Specializzazione etnica: la nazionalità incide sul settore di lavoro dei migranti

Lavoro migranti
(Foto: Shutterstock)

Indiani nell’agricoltura, senegalesi nell’industria, cinesi nel commercio: così in Italia l’offerta di occupazione degli stranieri varia in base alla provenienza. I dati del Ministero del Lavoro

Specializzazione per etnia 

Delle comunità straniere in Italia, i cittadini indiani sono occupati principalmente nell’agricoltura (38%), i senegalesi nell’industria (44,4%), gli albanesi trovano lavoro principalmente nel settore edile (28,2%), mentre i cinesi si concentrano nel mondo del commercio (34,8%). Infine le comunità filippina e ucraina sono impiegate prevalentemente nei servizi pubblici, sociali e alla persona (rispettivamente 63,7% e 60,8%). Un effetto in parte del passaparola e dei legami tra connazionali, che tuttavia tende a tradursi anche in una mancanza di inclusione e di prospettive diverse per coloro che arrivano da alcuni specifici paesi stranieri. Il fenomeno, ormai noto, prende il nome di “specializzazione etnica”.
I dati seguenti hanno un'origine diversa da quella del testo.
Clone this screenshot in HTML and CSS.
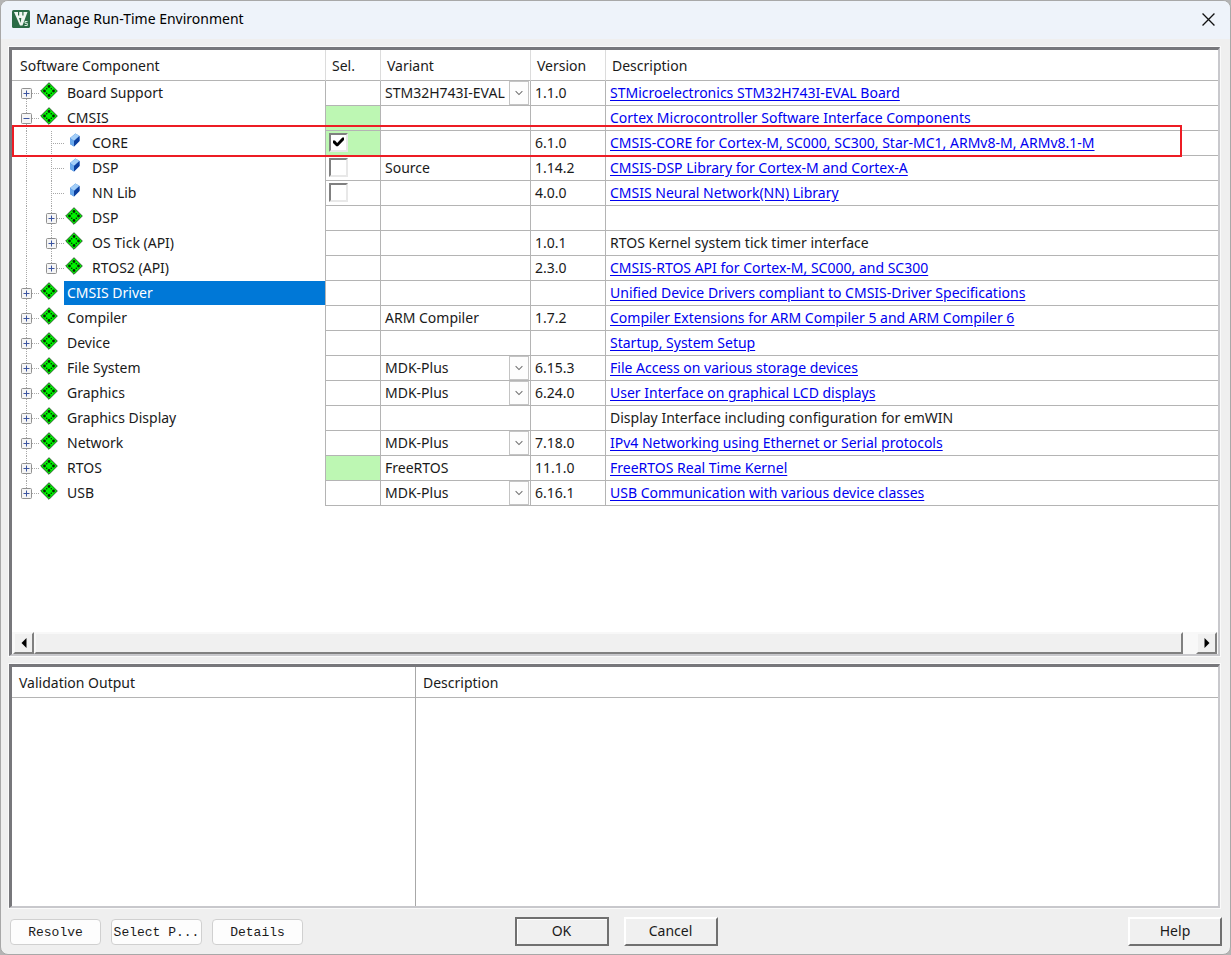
FILE: index.html
```html
<!DOCTYPE html>
<html lang="en">
<head>
<meta charset="utf-8">
<title>Manage Run-Time Environment</title>
<link rel="stylesheet" href="styles.css">
</head>
<body>
<svg class="defs" aria-hidden="true">
  <symbol id="pack" viewBox="0 0 18 18">
    <path d="M9 .7 17.300 9 9 17.300.7 9Z" fill="#00f400" stroke="#2b5a2b" stroke-width="1"/>
    <g fill="#052805"><circle cx="9" cy="4.500" r="1.400"/><circle cx="9" cy="13.500" r="1.400"/><circle cx="4.500" cy="9" r="1.400"/><circle cx="13.500" cy="9" r="1.400"/><circle cx="6.700" cy="6.700" r=".8"/><circle cx="11.300" cy="6.700" r=".8"/><circle cx="6.700" cy="11.300" r=".8"/><circle cx="11.300" cy="11.300" r=".8"/></g>
  </symbol>
  <symbol id="cube" viewBox="0 0 12 14">
    <path d="M1 5 6.500.5 10.500 3v5L5 13.500 1 11Z" fill="#2a6ed0"/>
    <path d="M1 5 6.500.5 10.500 3 5 8Z" fill="#a4cff8"/>
    <path d="M1 5 5 8v5.500L1 11Z" fill="#6aa9ec"/>
    <path d="M5 8l5.500-5v5L5 13.500Z" fill="#0c3f9f"/>
  </symbol>
  <symbol id="plus" viewBox="0 0 11 11">
    <rect x=".5" y=".5" width="10" height="10" rx="1" fill="#f5f5f5" stroke="#919191"/>
    <path d="M2.500 5.500h6M5.500 2.500v6" stroke="#3b54a0"/>
  </symbol>
  <symbol id="minus" viewBox="0 0 11 11">
    <rect x=".5" y=".5" width="10" height="10" rx="1" fill="#f5f5f5" stroke="#919191"/>
    <path d="M2.500 5.500h6" stroke="#3b54a0"/>
  </symbol>
  <symbol id="chev" viewBox="0 0 12 8"><path d="m1.500 1.500 4.500 4.500 4.500-4.500" fill="none" stroke="#707070" stroke-width="1.400"/></symbol>
</svg>

<main class="window">
  <header class="titlebar">
    <svg class="logo" viewBox="0 0 18 18" aria-hidden="true">
      <rect width="18" height="18" rx="1.500" fill="#2a6b45"/>
      <path d="M2 2h13.500L10.500 15.500H8Z" fill="#f0f6f1"/>
      <path d="M6 2v3.500h1.200V2zM10.300 2v3.500h1.200V2zM7 8l1.700 5L9.300 8z" fill="#2a6b45"/>
      <path d="M15.500 11.500H13v1.800h2.300v2.200H12.500" fill="none" stroke="#d5ebdc"/>
    </svg>
    <h1 class="title">Manage Run-Time Environment</h1>
    <button class="close" aria-label="Close"><svg viewBox="0 0 12 12"><path d="m.5.5 11 11M11.500.5l-11 11" stroke="#111" stroke-width="1.200"/></svg></button>
  </header>

  <section class="panel components">
    <div class="highlight"></div>
    <table class="grid">
      <colgroup><col class="c-name"><col class="c-sel"><col class="c-var"><col class="c-ver"><col></colgroup>
      <thead><tr><th>Software Component</th><th>Sel.</th><th>Variant</th><th>Version</th><th>Description</th></tr></thead>
      <tbody>
        <tr><td class="tree"><div class="node"><span class="guide first"><svg class="exp"><use href="#plus"/></svg></span><svg class="pack"><use href="#pack"/></svg><span class="label">Board Support</span></div></td><td></td><td class="pick"><div class="combo"><select aria-label="Board Support variant"><option>STM32H743I-EVAL</option></select><svg class="chev"><use href="#chev"/></svg></div></td><td>1.1.0</td><td><a href="#">STMicroelectronics STM32H743I-EVAL Board</a></td></tr>
        <tr><td class="tree"><div class="node"><span class="guide"><svg class="exp"><use href="#minus"/></svg></span><svg class="pack"><use href="#pack"/></svg><span class="label">CMSIS</span></div></td><td class="on"></td><td></td><td></td><td><a href="#">Cortex Microcontroller Software Interface Components</a></td></tr>
        <tr><td class="tree"><div class="node"><span class="guide pass"></span><span class="guide"></span><svg class="cube"><use href="#cube"/></svg><label class="label" for="s1">CORE</label></div></td><td class="on check"><input type="checkbox" id="s1" checked></td><td></td><td>6.1.0</td><td><a href="#">CMSIS-CORE for Cortex-M, SC000, SC300, Star-MC1, ARMv8-M, ARMv8.1-M</a></td></tr>
        <tr><td class="tree"><div class="node"><span class="guide pass"></span><span class="guide"></span><svg class="cube"><use href="#cube"/></svg><label class="label" for="s2">DSP</label></div></td><td class="check"><input type="checkbox" id="s2"></td><td>Source</td><td>1.14.2</td><td><a href="#">CMSIS-DSP Library for Cortex-M and Cortex-A</a></td></tr>
        <tr><td class="tree"><div class="node"><span class="guide pass"></span><span class="guide"></span><svg class="cube"><use href="#cube"/></svg><label class="label" for="s3">NN Lib</label></div></td><td class="check"><input type="checkbox" id="s3"></td><td></td><td>4.0.0</td><td><a href="#">CMSIS Neural Network(NN) Library</a></td></tr>
        <tr><td class="tree"><div class="node"><span class="guide pass"></span><span class="guide"><svg class="exp"><use href="#plus"/></svg></span><svg class="pack"><use href="#pack"/></svg><span class="label">DSP</span></div></td><td></td><td></td><td></td><td></td></tr>
        <tr><td class="tree"><div class="node"><span class="guide pass"></span><span class="guide"><svg class="exp"><use href="#plus"/></svg></span><svg class="pack"><use href="#pack"/></svg><span class="label">OS Tick (API)</span></div></td><td></td><td></td><td>1.0.1</td><td>RTOS Kernel system tick timer interface</td></tr>
        <tr><td class="tree"><div class="node"><span class="guide pass"></span><span class="guide last"><svg class="exp"><use href="#plus"/></svg></span><svg class="pack"><use href="#pack"/></svg><span class="label">RTOS2 (API)</span></div></td><td></td><td></td><td>2.3.0</td><td><a href="#">CMSIS-RTOS API for Cortex-M, SC000, and SC300</a></td></tr>
        <tr class="selected"><td class="tree"><div class="node"><span class="guide"><svg class="exp"><use href="#plus"/></svg></span><svg class="pack"><use href="#pack"/></svg><span class="label">CMSIS Driver</span></div></td><td></td><td></td><td></td><td><a href="#">Unified Device Drivers compliant to CMSIS-Driver Specifications</a></td></tr>
        <tr><td class="tree"><div class="node"><span class="guide"><svg class="exp"><use href="#plus"/></svg></span><svg class="pack"><use href="#pack"/></svg><span class="label">Compiler</span></div></td><td></td><td>ARM Compiler</td><td>1.7.2</td><td><a href="#">Compiler Extensions for ARM Compiler 5 and ARM Compiler 6</a></td></tr>
        <tr><td class="tree"><div class="node"><span class="guide"><svg class="exp"><use href="#plus"/></svg></span><svg class="pack"><use href="#pack"/></svg><span class="label">Device</span></div></td><td></td><td></td><td></td><td><a href="#">Startup, System Setup</a></td></tr>
        <tr><td class="tree"><div class="node"><span class="guide"><svg class="exp"><use href="#plus"/></svg></span><svg class="pack"><use href="#pack"/></svg><span class="label">File System</span></div></td><td></td><td class="pick"><div class="combo"><select aria-label="File System variant"><option>MDK-Plus</option></select><svg class="chev"><use href="#chev"/></svg></div></td><td>6.15.3</td><td><a href="#">File Access on various storage devices</a></td></tr>
        <tr><td class="tree"><div class="node"><span class="guide"><svg class="exp"><use href="#plus"/></svg></span><svg class="pack"><use href="#pack"/></svg><span class="label">Graphics</span></div></td><td></td><td class="pick"><div class="combo"><select aria-label="Graphics variant"><option>MDK-Plus</option></select><svg class="chev"><use href="#chev"/></svg></div></td><td>6.24.0</td><td><a href="#">User Interface on graphical LCD displays</a></td></tr>
        <tr><td class="tree"><div class="node"><span class="guide"><svg class="exp"><use href="#plus"/></svg></span><svg class="pack"><use href="#pack"/></svg><span class="label">Graphics Display</span></div></td><td></td><td></td><td></td><td>Display Interface including configuration for emWIN</td></tr>
        <tr><td class="tree"><div class="node"><span class="guide"><svg class="exp"><use href="#plus"/></svg></span><svg class="pack"><use href="#pack"/></svg><span class="label">Network</span></div></td><td></td><td class="pick"><div class="combo"><select aria-label="Network variant"><option>MDK-Plus</option></select><svg class="chev"><use href="#chev"/></svg></div></td><td>7.18.0</td><td><a href="#">IPv4 Networking using Ethernet or Serial protocols</a></td></tr>
        <tr><td class="tree"><div class="node"><span class="guide"><svg class="exp"><use href="#plus"/></svg></span><svg class="pack"><use href="#pack"/></svg><span class="label">RTOS</span></div></td><td class="on"></td><td>FreeRTOS</td><td>11.1.0</td><td><a href="#">FreeRTOS Real Time Kernel</a></td></tr>
        <tr><td class="tree"><div class="node"><span class="guide last"><svg class="exp"><use href="#plus"/></svg></span><svg class="pack"><use href="#pack"/></svg><span class="label">USB</span></div></td><td></td><td class="pick"><div class="combo"><select aria-label="USB variant"><option>MDK-Plus</option></select><svg class="chev"><use href="#chev"/></svg></div></td><td>6.16.1</td><td><a href="#">USB Communication with various device classes</a></td></tr>
      </tbody>
    </table>
    <div class="scrollbar">
      <button class="arrow" aria-label="Scroll left"><svg viewBox="0 0 6 10"><path d="M5.500 0v10L.5 5z"/></svg></button>
      <div class="thumb"></div>
      <button class="arrow" aria-label="Scroll right"><svg viewBox="0 0 6 10"><path d="M.5 0v10l5-5z"/></svg></button>
    </div>
  </section>

  <section class="panel output">
    <div class="pane"><h2 class="pane-head">Validation Output</h2></div>
    <div class="pane"><h2 class="pane-head">Description</h2></div>
  </section>

  <footer class="actions">
    <div class="group start"><button class="soft">Resolve</button><button class="soft">Select P...</button><button class="soft">Details</button></div>
    <div class="group"><button class="classic default">OK</button><button class="classic">Cancel</button></div>
    <div class="group end"><button class="classic">Help</button></div>
  </footer>
</main>
</body>
</html>
```
FILE: styles.css
```css
* { box-sizing: border-box; }
body { margin: 0; background: #b4b4b4; color: #1a1a1a; font: 14px/20px "Noto Sans", "Open Sans", sans-serif; }
.defs { position: absolute; width: 0; height: 0; }
button, select, input { font: inherit; color: inherit; margin: 0; padding: 0; }

.window { display: flex; flex-direction: column; min-height: 100vh; overflow: hidden; border: 1px solid #a8a8a8; border-radius: 8px; background: #efefef; }
.titlebar { display: flex; align-items: center; gap: 6px; height: 38px; padding: 0 15px 2px 11px; background: #eef3fa; }
.logo { width: 18px; height: 18px; }
.title { flex: 1; margin: 0; font-size: 14px; font-weight: 400; color: #000; }
.close { display: flex; border: 0; background: none; }
.close svg { width: 13px; height: 13px; }

.panel { display: flex; margin: 8px 10px 0 8px; background: #fff; border: 3px solid; border-color: #77777b #c8c8cc #c8c8cc #77777b; border-width: 3px 2px 2px 3px; outline: 1px solid #fafafa; }
.components { position: relative; flex: 38 1 0; flex-direction: column; }
.output { flex: 15 1 0; }

.grid { width: 100%; table-layout: fixed; border-collapse: separate; border-spacing: 0; }
.c-name { width: 313px; }
.c-sel { width: 55px; }
.c-var { width: 150px; }
.c-ver { width: 75px; }
th { height: 31px; padding: 2px 6px 0; text-align: left; font-weight: 400; border-bottom: 1px solid #b4b4b4; border-left: 1px solid #dcdcdc; }
th:first-child { border-left: 0; padding-left: 8px; }
td { height: 25px; padding: 0 4px 1px; line-height: 20px; white-space: nowrap; border-left: 1px solid #b4b4b4; border-bottom: 1px solid #b4b4b4; }
td.tree { padding: 0 0 0 2px; border: 0; }
td.on { background: #bdf7b3; }
td.check { padding: 0 3px 2px; }
td.pick { padding: 0 1px 0 0; }
a { color: #0000f0; text-decoration: underline; text-underline-offset: 2px; }

.node { display: flex; align-items: flex-start; height: 25px; }
.guide { display: flex; align-items: center; justify-content: center; flex: none; width: 25px; height: 25px;
  background: repeating-linear-gradient(#a8a8a8 0 1px, #fff 1px 2px) 12px 0 / 1px 100% no-repeat,
    repeating-linear-gradient(90deg, #a8a8a8 0 1px, #fff 1px 2px) 12px 12px / 13px 1px no-repeat; }
.guide.first { background-position: 12px 12px, 12px 12px; }
.guide.last { background-size: 1px 12px, 13px 1px; }
.guide.pass { background-size: 1px 100%, 0 0; }
.exp { width: 11px; height: 11px; }
.pack { flex: none; width: 18px; height: 18px; margin: 1px 6px 0 1px; }
.cube { flex: none; width: 12px; height: 14px; margin: 2px 8px 0 5px; }
.label { flex: 1; height: 24px; padding: 0 3px; line-height: 23px; }
.selected .label { background: #0078d7; color: #fff; }

.check input { display: flex; align-items: center; justify-content: center; width: 19px; height: 19px; appearance: none; background: #fff; border: 2px solid; border-color: #808080 #e8e8e8 #e8e8e8 #808080; }
.check input:checked::before { content: ""; width: 11px; height: 10px; background: #000; clip-path: polygon(0 35%, 18% 35%, 38% 60%, 85% 5%, 100% 5%, 100% 30%, 45% 92%, 30% 92%, 0 60%); }

.combo { display: grid; grid-template-columns: 1fr 20px; height: 24px; }
.combo select { grid-area: 1 / 1 / 2 / 3; width: 100%; padding: 0 20px 1px 4px; appearance: none; border: 0; background: none; }
.chev { grid-area: 1 / 2; width: 20px; height: 24px; padding: 8px 3px; border: 1px solid #c4c4c4; background: #fdfdfd; pointer-events: none; }

.highlight { position: absolute; top: 75px; left: 0; right: 36px; height: 32px; border: 2px solid #ed1c24; pointer-events: none; }

.scrollbar { display: flex; height: 22px; margin-top: auto; padding: 0 1px; background: #f8f8f8; }
.arrow { display: flex; align-items: center; justify-content: center; width: 21px; background: #f0f0f0; border: 2px solid; border-color: #f8f8f8 #808080 #808080 #f8f8f8; }
.arrow svg { width: 6px; height: 10px; }
.thumb { flex: 1; margin-right: 13px; background: #f0f0f0; border: 2px solid; border-color: #f8f8f8 #808080 #808080 #f8f8f8; }

.pane { flex: 1; }
.pane:first-child { flex: 0 0 404px; border-right: 1px solid #a8a8a8; }
.pane-head { margin: 0; height: 31px; padding: 1px 7px 0; font-size: 14px; line-height: 30px; font-weight: 400; border-bottom: 1px solid #b4b4b4; }

.actions { display: flex; align-items: center; justify-content: space-between; height: 46px; padding: 0 8px; }
.group { display: flex; flex: none; gap: 15px; }
.group.start, .group.end { flex: 1; }
.group.start { gap: 10px; padding: 1px 0 0 1px; }
.group.end { justify-content: flex-end; }
.soft { width: 91px; height: 26px; padding-top: 2px; border: 1px solid #d0d0d0; border-radius: 4px; background: #fdfdfd; font: 13px/20px "Liberation Mono", monospace; white-space: nowrap; }
.classic { width: 94px; height: 29px; background: #f0f0f0; border: 2px solid; border-color: #fff #707070 #707070 #fff; }
.classic.default { border-color: #707070; box-shadow: inset 1px 1px #fff; }
```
È quanto emerge dal rapporto 2020 “Le comunità migranti in Italia”, curato dal Ministero del Lavoro e delle Politiche Sociali con la collaborazione di ANPAL Servizi.

Per i cittadini extra Ue lavori non qualificati e scarsamente retribuiti

La presenza migrante è un elemento consolidato nel mercato italiano, dove il 7,5% della forza lavoro è di cittadinanza extracomunitaria. Il tasso di occupazione della

popolazione extra Ue è pari al 60,1%, a fronte del 58,8% rilevato sulla popolazione italiana. I maggiori livelli occupazionali sono da collegare, secondo l’osservatorio del Ministero del Lavoro, alla presenza di «mercati del lavoro complementari per la popolazione nativa e straniera, che si traducono nella canalizzazione dei cittadini non comunitari prevalentemente verso lavori non qualificati, con mansioni low skills e scarsamente retribuite». Il peso della forza lavoro non comunitaria è maggiore nei servizi collettivi e personali, dove un occupato su quattro è di cittadinanza extra Ue, nel settore ricettivo (13,2%), nell’Agricoltura (11,5%) e nell’Edilizia (10%)

Le imprese fondate da cittadini stranieri

Rilevante anche il protagonismo della popolazione non comunitaria in ambito imprenditoriale. Sono infatti 486.145 le imprese guidate da cittadini extra Ue, pari all’8% delle imprese italiane. Si tratta in netta prevalenza (79%) di imprese individuali: 383.465, un numero in crescita dell’1,1% rispetto all’anno precedente. Le comunità più rappresentate tra gli imprenditori sono la marocchina (16,7%), la cinese (13,9%), l’albanese (8,7%) e la bangladese (8%). Notevole anche la quota di imprenditrici, soprattutto tra i titolari con nazionalità ucraina (54,5%), filippina (49,3%), cinese (46,7%) e nigeriana (39,6%).

Le principali comunità straniere in Italia

I cittadini non comunitari regolarmente soggiornanti in Italia sono 3.615.826 (per la prima volta in calo dopo anni di stabilità) e arrivano principalmente da Marocco, Albania, Cina e Ucraina, che coprono quasi il 40% delle presenze. Sedici sono le comunità più numerose (albanese, bangladese, cinese, ecuadoriana, egiziana, filippina, indiana, marocchina, moldava, nigeriana, pakistana, peruviana, senegalese, srilankese, tunisina, ucraina), quasi 500 mila le imprese guidate da cittadini extra Ue, pari all’8% del totale. Il tasso di occupazione è del 13,8% e la presenza di cittadini stranieri è un elemento fortemente consolidato del mercato del lavoro italiano.